More than 1,200 Texas AFT members wrote to the TRS-Care Retirees Advisory Committee this week urging its members to stand up for retirees and stand against any potential proposals to decrease retiree health benefits or raise premiums. We are pleased to report that no such proposals were advanced in today’s meeting of the committee.
Texas AFT spokesman Ted Melina Raab spoke up in the public-comment portion of the meeting, citing the large number of messages from our members and urging the Retirees Advisory Committee and the TRS board of trustees not to provide any cover to lawmakers for their failure to fund TRS-Care adequately.
TRS staff offered reassurance that the only benefit change on the table for trustees’ consideration next week would be an improvement in wellness benefits. They also noted that the TRS-Care fund balance (even with the state cutting its contribution in half for the fiscal year beginning September 1), will remain positive through the coming fiscal year.

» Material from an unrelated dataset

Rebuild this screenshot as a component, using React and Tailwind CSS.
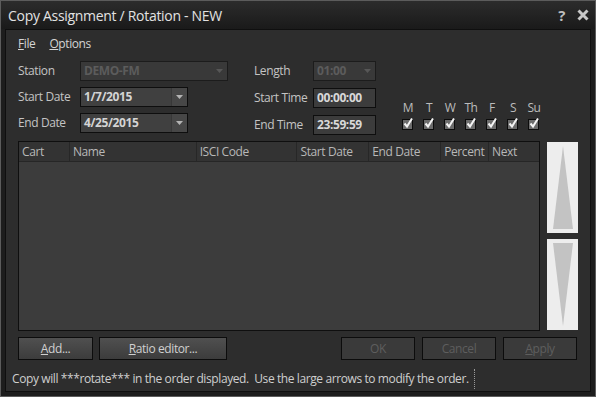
import React from 'react';

const font = { fontFamily: '"Segoe UI", "Open Sans", "Noto Sans", sans-serif', letterSpacing: '-0.4px' };

function Caret({ dim }) {
  return (
    <svg width="7" height="4" viewBox="0 0 7 4">
      <path d="M0 0 L7 0 L3.5 4 Z" fill={dim ? '#575757' : '#b4b4b4'} />
    </svg>
  );
}

function Combo({ value, width, disabled }) {
  return (
    <div
      className={`flex h-[20px] items-center border ${disabled ? 'border-[#1c1c1c] bg-[#393939]' : 'border-[#0e0e0e] bg-[#404040]'}`}
      style={{ width }}
    >
      <span className={`flex-1 pl-[3px] text-[12px] font-bold ${disabled ? 'text-[#5c5c5c]' : 'text-[#d4d4d4]'}`}>{value}</span>
      {disabled ? (
        <span className="flex w-[16px] justify-center"><Caret dim /></span>
      ) : (
        <span className="flex h-full w-[16px] items-center justify-center border-l border-[#383838] bg-[#474747]"><Caret /></span>
      )}
    </div>
  );
}

function TextBox({ value }) {
  return (
    <div className="flex h-[20px] w-[63px] items-center border border-[#0e0e0e] bg-[#3c3c3c] pl-[3px] text-[12px] font-bold text-[#d8d8d8]">
      {value}
    </div>
  );
}

function Check() {
  return (
    <svg width="14" height="14" viewBox="0 0 14 14">
      <rect x="1.5" y="3.5" width="10" height="10" fill="#6c6c6c" stroke="#0c0c0c" />
      <path d="M3.5 7.5 L6 10.5 L11 2.5" fill="none" stroke="#f4f4f4" strokeWidth="2" />
    </svg>
  );
}

function Btn({ children, width, disabled }) {
  return (
    <div
      className={`flex h-[23px] items-center justify-center border border-[#0c0c0c] text-[12px] ${disabled ? 'bg-[#3a3a3a] text-[#5e5e5e]' : 'bg-gradient-to-b from-[#505050] to-[#3c3c3c] text-[#d0d0d0]'}`}
      style={{ width }}
    >
      {children}
    </div>
  );
}

export default function App() {
  const days = ['M', 'T', 'W', 'Th', 'F', 'S', 'Su'];
  const cols = [
    ['Cart', 51],
    ['Name', 127],
    ['ISCI Code', 101],
    ['Start Date', 72],
    ['End Date', 72],
    ['Percent', 48],
    ['Next', 50],
  ];

  return (
    <div className="flex h-[397px] w-[596px] flex-col border border-[#5c5c5c] bg-[#1d1d1d]" style={font}>
      {/* title bar */}
      <div className="flex h-[28px] items-center bg-gradient-to-b from-[#2c2c2c] to-[#1a1a1a] pl-[7px] pr-[6px]">
        <span className="flex-1 text-[14px] tracking-[-0.3px] text-[#e2e2e2]">Copy Assignment / Rotation - NEW</span>
        <span className="mr-[12px] text-[15px] font-bold text-[#bdbdbd]">?</span>
        <svg width="12" height="12" viewBox="0 0 12 12">
          <path d="M1.5 1.5 L10.5 10.5 M10.5 1.5 L1.5 10.5" stroke="#c8c8c8" strokeWidth="3" />
        </svg>
      </div>

      {/* client */}
      <div className="mx-[4px] mb-[4px] flex flex-1 flex-col border border-[#0f0f0f] bg-[#2d2d2d] pl-[12px] pr-[10px]">
        <div className="mt-[5px] flex h-[18px] items-center gap-[14px] text-[12px] text-[#d4d4d4]">
          <span><u>F</u>ile</span>
          <span><u>O</u>ptions</span>
        </div>

        {/* form */}
        <div className="mt-[8px] flex h-[80px] text-[12px] text-[#c4c4c4]">
          <div className="flex flex-col gap-[6px]">
            <div className="flex items-center">
              <span className="w-[62px]">Station</span>
              <Combo value="DEMO-FM" width={148} disabled />
            </div>
            <div className="flex items-center">
              <span className="w-[62px]">Start Date</span>
              <Combo value="1/7/2015" width={108} />
            </div>
            <div className="flex items-center">
              <span className="w-[62px]">End Date</span>
              <Combo value="4/25/2015" width={108} />
            </div>
          </div>

          <div className="ml-[26px] flex flex-col gap-[7px]">
            <div className="flex items-center">
              <span className="w-[59px]">Length</span>
              <Combo value="01:00" width={63} disabled />
            </div>
            <div className="flex items-center">
              <span className="w-[59px]">Start Time</span>
              <TextBox value="00:00:00" />
            </div>
            <div className="flex items-center">
              <span className="w-[59px]">End Time</span>
              <TextBox value="23:59:59" />
            </div>
          </div>

          <div className="ml-[25px] mt-[39px] flex gap-[7px]">
            {days.map((d) => (
              <div key={d} className="flex w-[14px] flex-col items-center">
                <span className="h-[16px] text-[12px] leading-[16px] text-[#bcbcbc]">{d}</span>
                <Check />
              </div>
            ))}
          </div>
        </div>

        {/* grid + arrows */}
        <div className="flex h-[190px]">
          <div className="flex w-[522px] flex-col border border-[#0f0f0f] bg-[#3c3c3c]">
            <div className="flex h-[20px] border-b border-[#262626] bg-[#333333] text-[12px] text-[#b8b8b8]">
              {cols.map(([c, w], i) => (
                <div
                  key={c}
                  className={`flex items-center pl-[3px] ${i < cols.length - 1 ? 'border-r border-[#272727]' : ''}`}
                  style={{ width: w }}
                >
                  {c}
                </div>
              ))}
            </div>
          </div>
          <div className="ml-[7px] flex flex-col gap-[6px] pt-[1px]">
            <div className="flex h-[91px] w-[31px] items-center justify-center bg-[#ededed]">
              <svg width="22" height="83" viewBox="0 0 22 83">
                <path d="M11 0 L21 83 L1 83 Z" fill="#c3c3c3" />
              </svg>
            </div>
            <div className="flex h-[91px] w-[31px] items-center justify-center bg-[#ededed]">
              <svg width="22" height="83" viewBox="0 0 22 83">
                <path d="M1 0 L21 0 L11 83 Z" fill="#c3c3c3" />
              </svg>
            </div>
          </div>
        </div>

        {/* buttons */}
        <div className="mt-[6px] flex pr-[3px]">
          <Btn width={75}><span><u>A</u>dd...</span></Btn>
          <div className="ml-[6px]">
            <Btn width={128}><span><u>R</u>atio editor...</span></Btn>
          </div>
          <div className="flex-1" />
          <div className="flex gap-[7px]">
            <Btn width={74} disabled>OK</Btn>
            <Btn width={74} disabled>Cancel</Btn>
            <Btn width={74} disabled><span><u>A</u>pply</span></Btn>
          </div>
        </div>

        {/* status */}
        <div className="-ml-[6px] mt-[8px] flex h-[22px] items-center text-[12px] text-[#cfcfcf]">
          <span className="whitespace-pre">Copy will ***rotate*** in the order displayed.  Use the large arrows to modify the order.</span>
          <span className="ml-[5px] h-[20px] border-l border-dotted border-[#9a9a9a]" />
        </div>
      </div>
    </div>
  );
}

TRS staff did present proposals for a couple of other TRS-Care changes in the coming year, and they did bill the changes as a potential source of savings in TRS-Care costs. But they said the changes would not involve a decrease in benefits or increase in out-of-pocket costs to retirees.
One change would technically adjust the way in which Medicare Part D covers prescription-drug benefits for TRS-Care participants who also have Medicare, taking advantage of an Employer Group Waiver Plan option provided under federal law. Participants should have no adverse impact and would retain the ability to opt out, according to the information provided today.

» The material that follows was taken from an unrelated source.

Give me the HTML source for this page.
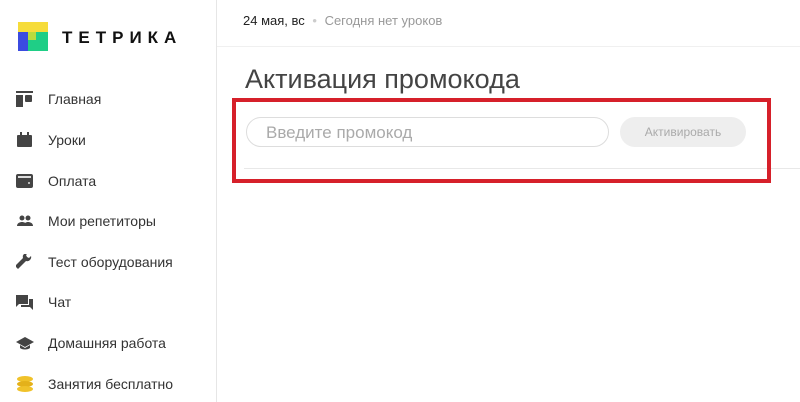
<!DOCTYPE html>
<html><head><meta charset="utf-8"><style>
*{margin:0;padding:0;box-sizing:border-box}
body{width:800px;height:402px;overflow:hidden;background:#fff;font-family:"Liberation Sans",sans-serif;position:relative}
.sb{position:absolute;left:0;top:0;width:217px;height:402px;border-right:1px solid #e6e6e6}
.logo{position:absolute;left:18px;top:22px;width:30px;height:29px}
.brand{position:absolute;left:62px;top:28px;font-size:17px;font-weight:bold;letter-spacing:6px;color:#111}
.it{position:absolute;left:48px;font-size:14px;color:#333}
.ic{position:absolute;left:16px;width:18px;height:16px}
.hdr{position:absolute;left:217px;top:0;right:0;height:47px;border-bottom:1px solid #f0f0f0}
</style></head><body>
<div class="sb">
<svg class="logo" viewBox="0 0 30 29"><rect x="0" y="0" width="30" height="10" fill="#f6dc3a"/><rect x="0" y="10" width="10" height="19" fill="#3b4be0"/><rect x="10" y="10" width="20" height="19" fill="#1fce86"/><rect x="10" y="10" width="8" height="8" fill="#b9db3e"/></svg>
<div class="brand">ТЕТРИКА</div>
<svg class="ic" style="top:91px" viewBox="0 0 18 16"><rect x="0" y="0" width="17" height="2" fill="#444"/><rect x="0" y="4" width="7" height="12" fill="#444"/><rect x="9" y="4" width="7" height="7" rx="1" fill="#444"/></svg>
<div class="it" style="top:91px">Главная</div>
<svg class="ic" style="top:132px" viewBox="0 0 18 16"><rect x="1" y="3" width="15" height="12" rx="1" fill="#444"/><rect x="4" y="0" width="2" height="4" fill="#444"/><rect x="11" y="0" width="2" height="4" fill="#444"/></svg>
<div class="it" style="top:132px">Уроки</div>
<svg class="ic" style="top:173px" viewBox="0 0 18 16"><rect x="0" y="1" width="17" height="14" rx="2" fill="#444"/><rect x="2" y="3" width="13" height="2" fill="#ddd"/><circle cx="13" cy="10" r="1" fill="#ddd"/></svg>
<div class="it" style="top:173px">Оплата</div>
<svg class="ic" style="top:213px" viewBox="0 0 18 16"><circle cx="6" cy="5" r="2.5" fill="#444"/><circle cx="12" cy="5" r="2.5" fill="#444"/><path d="M1 13c0-3 3-4 5-4s5 1 5 4zM8 13c0-3 2-4 4-4s5 1 5 4z" fill="#444"/></svg>
<div class="it" style="top:213px">Мои репетиторы</div>
<svg class="ic" style="top:254px" viewBox="0 0 18 16"><path d="M2 15l8-8a4 4 0 0 0 5-5l-2 2-2-1-1-2 2-2a4 4 0 0 0-5 5l-8 8z" fill="#444"/></svg>
<div class="it" style="top:254px">Тест оборудования</div>
<svg class="ic" style="top:294px" viewBox="0 0 18 16"><rect x="0" y="1" width="12" height="9" fill="#444"/><path d="M0 10v3l3-3z" fill="#444"/><path d="M13 5h4v11l-3-3H5v-2h8z" fill="#444"/></svg>
<div class="it" style="top:294px">Чат</div>
<svg class="ic" style="top:335px" viewBox="0 0 18 16"><path d="M9 2L0 7l9 5 9-5z" fill="#444"/><path d="M4 10v3c2 2 8 2 10 0v-3l-5 3z" fill="#444"/></svg>
<div class="it" style="top:335px">Домашняя работа</div>
<svg class="ic" style="top:376px" viewBox="0 0 18 16"><ellipse cx="9" cy="3" rx="8" ry="3" fill="#f0c22a"/><ellipse cx="9" cy="8" rx="8" ry="3" fill="#e4b11a"/><ellipse cx="9" cy="13" rx="8" ry="3" fill="#f0c22a"/></svg>
<div class="it" style="top:376px">Занятия бесплатно</div>
</div>
<div class="hdr"></div>
<div style="position:absolute;left:243px;top:13px;font-size:13px;color:#222">24 мая, вс <span style="color:#ccc;margin:0 4px">•</span> <span style="color:#999">Сегодня нет уроков</span></div>
<div style="position:absolute;left:245px;top:64px;font-size:27px;color:#444">Активация промокода</div>
<div style="position:absolute;left:244px;top:168px;right:0;height:1px;background:#e8e8e8"></div>
<div style="position:absolute;left:246px;top:117px;width:363px;height:30px;border:1px solid #ddd;border-radius:15px;font-size:17px;color:#aaa;padding:5px 0 0 19px">Введите промокод</div>
<div style="position:absolute;left:620px;top:117px;width:126px;height:30px;background:#eee;border-radius:15px;font-size:12px;color:#aaa;text-align:center;line-height:30px">Активировать</div>
<div style="position:absolute;left:232px;top:98px;width:539px;height:85px;border:4px solid #d6202a"></div>
</body></html>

A second change would automatically enroll TRS-Care participants in a group Medicare Advantage plan, if trustees approve a vendor next week. This group Medicare Advantage plan, like the Part D option above, should have no adverse impact on participants’ benefits or out-of-pocket costs; participants would retain the ability to opt out. The idea was presented today as essentially a technical change to take advantage of another new feature of federal law.
TRS staffers also previewed the upcoming switch by TRS-Care to a new pharmacy-benefit manager (PBM), as approved by the TRS board in February. As of September 1, Medco Health Solutions, Inc., will replace Caremark in this role. Medco Health Solutions meanwhile is completing a merger with Express Scripts. While the chairman of Express Scripts was on hand to offer assurances that retirees would see no adverse effects from the merger, TRS staff said retirees might run into some confusion in the transition from one PBM manager to another and from one name of the new PBM manager to another.
Texas AFT will be at next week’s TRS board meeting to look out for your interests, and we will report further on the status of both TRS-Care and pension benefits.
Meanwhile, we commend the 1,200-plus members who took the trouble to write to the Retirees Advisory Committee this week. It was an unprecedented move, and it served notice that retirees and active school employees alike intend to be vigilant and active in defense of their health-care and pension benefits in the runup to the 2013 session of the legislature.